** START **
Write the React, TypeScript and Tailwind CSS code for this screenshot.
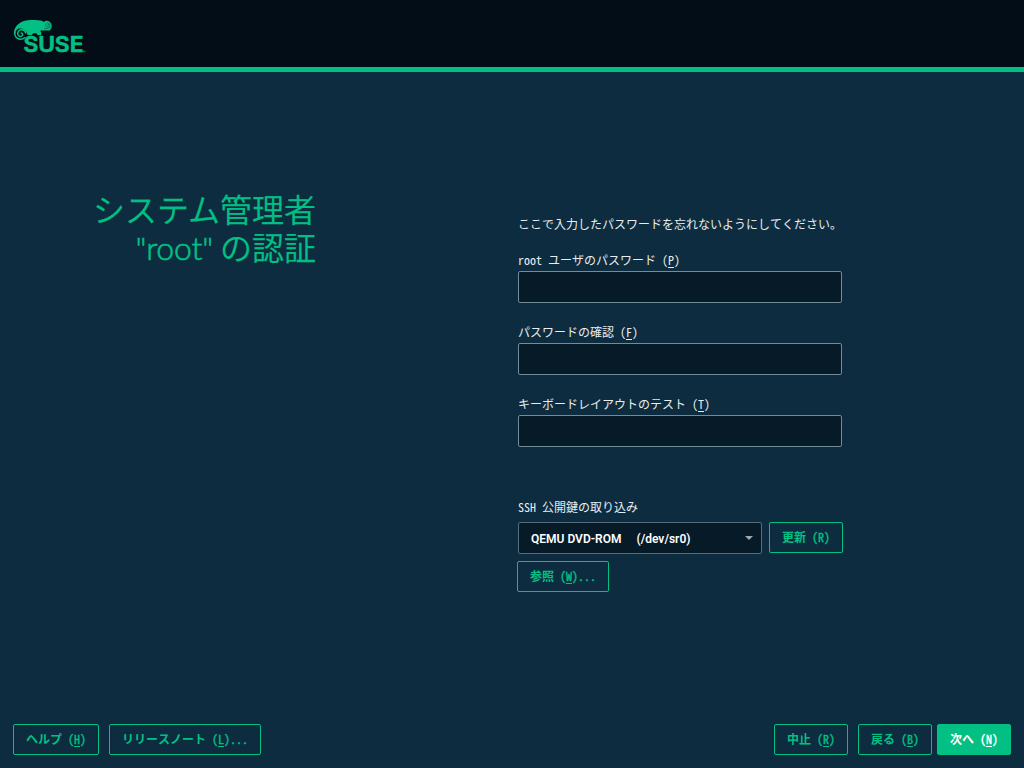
import type { ReactNode } from "react";

const jp = "font-['Noto_Sans_Mono_CJK_JP','Noto_Sans_CJK_JP',monospace]";

function Key({ children }: { children: ReactNode }) {
  return <span className="relative after:absolute after:inset-x-0 after:bottom-0 after:h-px after:bg-current">{children}</span>;
}

type ButtonProps = { label: string; hotkey: string; underlined?: boolean; suffix?: string; className?: string };

function Button({ label, hotkey, underlined = true, suffix = "", className = "" }: ButtonProps) {
  return (
    <button className={`flex h-[31px] items-center justify-center rounded-[2px] border border-[#02c083] pb-[2px] text-[12px] leading-[18px] font-bold whitespace-pre ${className}`}>
      <span>
        {label}{" "}
        <span className="font-normal [-webkit-text-stroke:0.35px_currentColor]">
          ({underlined ? <Key>{hotkey}</Key> : hotkey}){suffix}
        </span>
      </span>
    </button>
  );
}

function Field({ label, hotkey }: { label: string; hotkey: string }) {
  return (
    <label className="flex h-[72px] flex-col">
      <span className="h-5 leading-[18px] whitespace-pre">{label} (<Key>{hotkey}</Key>)</span>
      <input type="password" className="h-8 w-[324px] rounded-[2px] border border-[#718d9c] bg-[#071a28] outline-none" />
    </label>
  );
}

function Logo() {
  return (
    <svg width="76" height="44" viewBox="0 0 76 44" fill="none" className="text-[#02c083]">
      <path
        fill="currentColor"
        d="M1 14.5C.8 8.5 5 4 11 2C15 .8 20 .8 25 1.2C28 1.4 30 2 31.2 3C31.8 2 33.5 1.6 35 2C37 2.4 38.3 4 38.6 6C38.9 8.4 38.2 10.6 36.5 11.4H27.6C27.2 12.4 28 13 28.2 13.6V16H24.6L23.4 14.2H20.4L18.6 16H14.6L13.4 13C12 10.6 9.6 9.4 7.2 9.4C4.4 9.4 2.6 11.2 2.4 14.5Z"
      />
      <path
        stroke="currentColor"
        strokeWidth="1.5"
        strokeLinecap="round"
        d="M1.8 13C1.2 17.2 4 20.2 7.6 20.2C9.4 20.2 10.8 19.6 11.6 18.6M12.8 14C12 11.8 10.2 10.4 8 10.8C5.6 11.2 4.4 13.2 4.8 15.2C5.2 17.2 7.4 18 8.8 17C10.2 16 9.8 14 8.2 13.9"
      />
      <circle cx="34.8" cy="5.9" r="2.2" stroke="#086148" strokeWidth="0.7" />
      <circle cx="35.2" cy="5.8" r="0.7" fill="#086148" />
      <path d="M31 9.6C33.2 9.8 35.6 9.4 37.6 8.4" stroke="#086148" strokeWidth="0.7" />
      <text
        x="10.4"
        y="33"
        textLength="60"
        lengthAdjust="spacingAndGlyphs"
        fill="currentColor"
        stroke="currentColor"
        strokeWidth="0.7"
        strokeLinejoin="round"
        className="font-['Inter',sans-serif] text-[21px] font-semibold"
      >
        SUSE
      </text>
      <circle cx="71" cy="32.4" r="0.8" stroke="currentColor" strokeWidth="0.5" />
    </svg>
  );
}

export default function App() {
  return (
    <div className={`flex h-screen w-full flex-col overflow-hidden bg-[#0d2c40] text-[12px] font-[350] text-[#e8edef] ${jp}`}>
      <header className="h-[72px] shrink-0 border-b-[5px] border-[#02c083] bg-[#020d18] pt-[19px] pl-[13px]"><Logo /></header>
      <main className="flex flex-1">
        <h1 className="w-[316px] shrink-0 pt-[117px] text-right font-['Noto_Sans_CJK_JP',sans-serif] text-[32px] leading-[38px] font-[350] text-[#02c083] [-webkit-text-stroke:0.25px_currentColor]">
          システム管理者<br /><span className="font-['Lato',sans-serif] font-light tracking-[-0.2px] [-webkit-text-stroke:0.6px_currentColor]">"root"</span> の認証
        </h1>
        <section className="ml-[202px] flex w-[326px] flex-col pt-[143px]">
          <p className="h-9 leading-[18px] whitespace-nowrap">ここで入力したパスワードを忘れないようにしてください。</p>
          <Field label="root ユーザのパスワード" hotkey="P" />
          <Field label="パスワードの確認" hotkey="F" />
          <Field label="キーボードレイアウトのテスト" hotkey="T" />
          <p className="mt-[31px] h-6 leading-[18px]">SSH 公開鍵の取り込み</p>
          <div className="flex gap-[7px]">
            <div className="flex h-8 w-[244px] items-center justify-between rounded-[2px] border border-[#566e7b] bg-[#071a28] pr-2 pl-3 font-['Roboto',sans-serif] font-semibold whitespace-pre text-white">
              <span className="pt-[2px]">QEMU DVD-ROM<span className="ml-[15px]">(/dev/sr0)</span></span>
              <svg width="8" height="4" fill="#a0a8ac"><path d="M0 0H8L4 4Z" /></svg>
            </div>
            <Button label="更新" hotkey="R" underlined={false} className="w-[74px] text-[#02c083]" />
          </div>
          <Button label="参照" hotkey="W" suffix="..." className="mt-[7px] -ml-px w-[92px] text-[#02c083]" />
        </section>
      </main>
      <footer className="flex h-[44px] shrink-0 px-[13px] text-[#02c083]">
        <Button label="ヘルプ" hotkey="H" className="w-[86px]" />
        <Button label="リリースノート" hotkey="L" suffix="..." className="ml-[10px] w-[152px]" />
        <Button label="中止" hotkey="R" className="ml-auto w-[74px]" />
        <Button label="戻る" hotkey="B" className="ml-[10px] w-[74px]" />
        <Button label="次へ" hotkey="N" className="ml-[5px] w-[74px] bg-[#02c083] text-white" />
      </footer>
    </div>
  );
}
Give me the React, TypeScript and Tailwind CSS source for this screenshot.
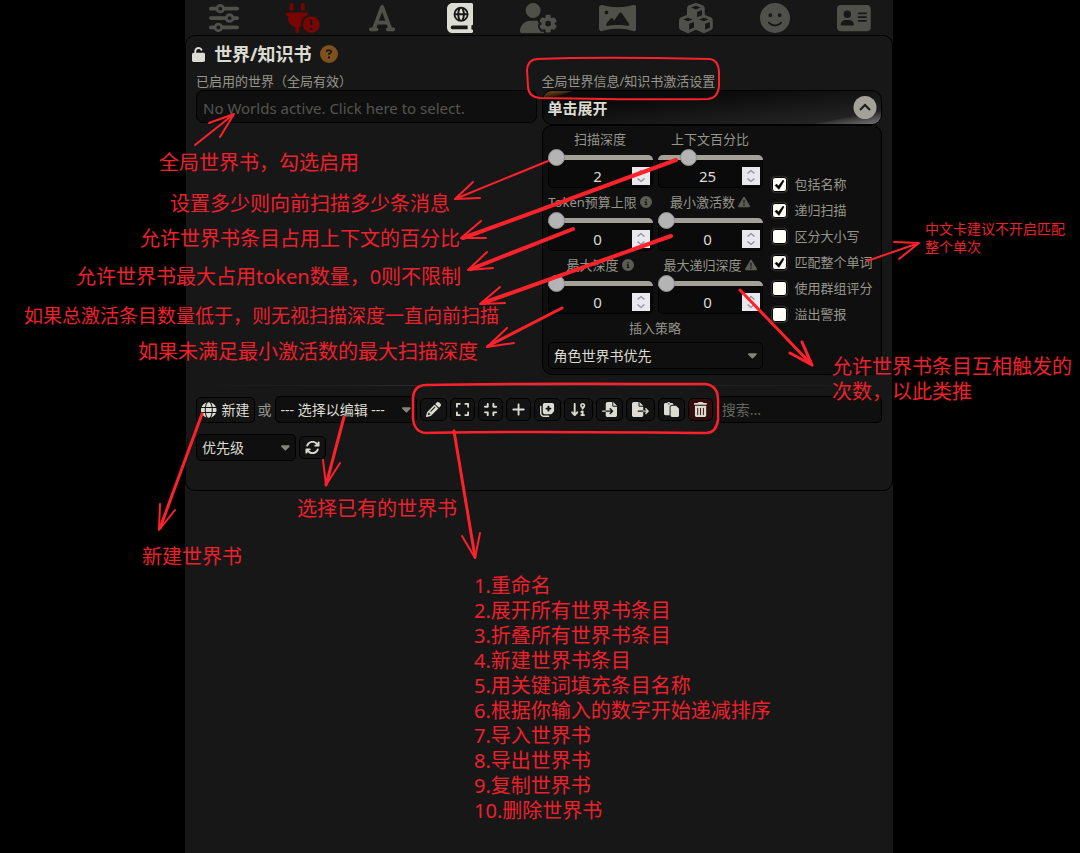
** END **
(PROBLEM)
Leave out the pictures and repeat everything else in the records exactly.

(WORKED ANSWER)
Write the React, TypeScript and Tailwind CSS code for this screenshot.
import type { ReactNode } from "react";

const jp = "font-['Noto_Sans_Mono_CJK_JP','Noto_Sans_CJK_JP',monospace]";

function Key({ children }: { children: ReactNode }) {
  return <span className="relative after:absolute after:inset-x-0 after:bottom-0 after:h-px after:bg-current">{children}</span>;
}

type ButtonProps = { label: string; hotkey: string; underlined?: boolean; suffix?: string; className?: string };

function Button({ label, hotkey, underlined = true, suffix = "", className = "" }: ButtonProps) {
  return (
    <button className={`flex h-[31px] items-center justify-center rounded-[2px] border border-[#02c083] pb-[2px] text-[12px] leading-[18px] font-bold whitespace-pre ${className}`}>
      <span>
        {label}{" "}
        <span className="font-normal [-webkit-text-stroke:0.35px_currentColor]">
          ({underlined ? <Key>{hotkey}</Key> : hotkey}){suffix}
        </span>
      </span>
    </button>
  );
}

function Field({ label, hotkey }: { label: string; hotkey: string }) {
  return (
    <label className="flex h-[72px] flex-col">
      <span className="h-5 leading-[18px] whitespace-pre">{label} (<Key>{hotkey}</Key>)</span>
      <input type="password" className="h-8 w-[324px] rounded-[2px] border border-[#718d9c] bg-[#071a28] outline-none" />
    </label>
  );
}

function Logo() {
  return (
    <svg width="76" height="44" viewBox="0 0 76 44" fill="none" className="text-[#02c083]">
      <path
        fill="currentColor"
        d="M1 14.5C.8 8.5 5 4 11 2C15 .8 20 .8 25 1.2C28 1.4 30 2 31.2 3C31.8 2 33.5 1.6 35 2C37 2.4 38.3 4 38.6 6C38.9 8.4 38.2 10.6 36.5 11.4H27.6C27.2 12.4 28 13 28.2 13.6V16H24.6L23.4 14.2H20.4L18.6 16H14.6L13.4 13C12 10.6 9.6 9.4 7.2 9.4C4.4 9.4 2.6 11.2 2.4 14.5Z"
      />
      <path
        stroke="currentColor"
        strokeWidth="1.5"
        strokeLinecap="round"
        d="M1.8 13C1.2 17.2 4 20.2 7.6 20.2C9.4 20.2 10.8 19.6 11.6 18.6M12.8 14C12 11.8 10.2 10.4 8 10.8C5.6 11.2 4.4 13.2 4.8 15.2C5.2 17.2 7.4 18 8.8 17C10.2 16 9.8 14 8.2 13.9"
      />
      <circle cx="34.8" cy="5.9" r="2.2" stroke="#086148" strokeWidth="0.7" />
      <circle cx="35.2" cy="5.8" r="0.7" fill="#086148" />
      <path d="M31 9.6C33.2 9.8 35.6 9.4 37.6 8.4" stroke="#086148" strokeWidth="0.7" />
      <text
        x="10.4"
        y="33"
        textLength="60"
        lengthAdjust="spacingAndGlyphs"
        fill="currentColor"
        stroke="currentColor"
        strokeWidth="0.7"
        strokeLinejoin="round"
        className="font-['Inter',sans-serif] text-[21px] font-semibold"
      >
        SUSE
      </text>
      <circle cx="71" cy="32.4" r="0.8" stroke="currentColor" strokeWidth="0.5" />
    </svg>
  );
}

export default function App() {
  return (
    <div className={`flex h-screen w-full flex-col overflow-hidden bg-[#0d2c40] text-[12px] font-[350] text-[#e8edef] ${jp}`}>
      <header className="h-[72px] shrink-0 border-b-[5px] border-[#02c083] bg-[#020d18] pt-[19px] pl-[13px]"><Logo /></header>
      <main className="flex flex-1">
        <h1 className="w-[316px] shrink-0 pt-[117px] text-right font-['Noto_Sans_CJK_JP',sans-serif] text-[32px] leading-[38px] font-[350] text-[#02c083] [-webkit-text-stroke:0.25px_currentColor]">
          システム管理者<br /><span className="font-['Lato',sans-serif] font-light tracking-[-0.2px] [-webkit-text-stroke:0.6px_currentColor]">"root"</span> の認証
        </h1>
        <section className="ml-[202px] flex w-[326px] flex-col pt-[143px]">
          <p className="h-9 leading-[18px] whitespace-nowrap">ここで入力したパスワードを忘れないようにしてください。</p>
          <Field label="root ユーザのパスワード" hotkey="P" />
          <Field label="パスワードの確認" hotkey="F" />
          <Field label="キーボードレイアウトのテスト" hotkey="T" />
          <p className="mt-[31px] h-6 leading-[18px]">SSH 公開鍵の取り込み</p>
          <div className="flex gap-[7px]">
            <div className="flex h-8 w-[244px] items-center justify-between rounded-[2px] border border-[#566e7b] bg-[#071a28] pr-2 pl-3 font-['Roboto',sans-serif] font-semibold whitespace-pre text-white">
              <span className="pt-[2px]">QEMU DVD-ROM<span className="ml-[15px]">(/dev/sr0)</span></span>
              <svg width="8" height="4" fill="#a0a8ac"><path d="M0 0H8L4 4Z" /></svg>
            </div>
            <Button label="更新" hotkey="R" underlined={false} className="w-[74px] text-[#02c083]" />
          </div>
          <Button label="参照" hotkey="W" suffix="..." className="mt-[7px] -ml-px w-[92px] text-[#02c083]" />
        </section>
      </main>
      <footer className="flex h-[44px] shrink-0 px-[13px] text-[#02c083]">
        <Button label="ヘルプ" hotkey="H" className="w-[86px]" />
        <Button label="リリースノート" hotkey="L" suffix="..." className="ml-[10px] w-[152px]" />
        <Button label="中止" hotkey="R" className="ml-auto w-[74px]" />
        <Button label="戻る" hotkey="B" className="ml-[10px] w-[74px]" />
        <Button label="次へ" hotkey="N" className="ml-[5px] w-[74px] bg-[#02c083] text-white" />
      </footer>
    </div>
  );
}
Give me the React, TypeScript and Tailwind CSS source for this screenshot.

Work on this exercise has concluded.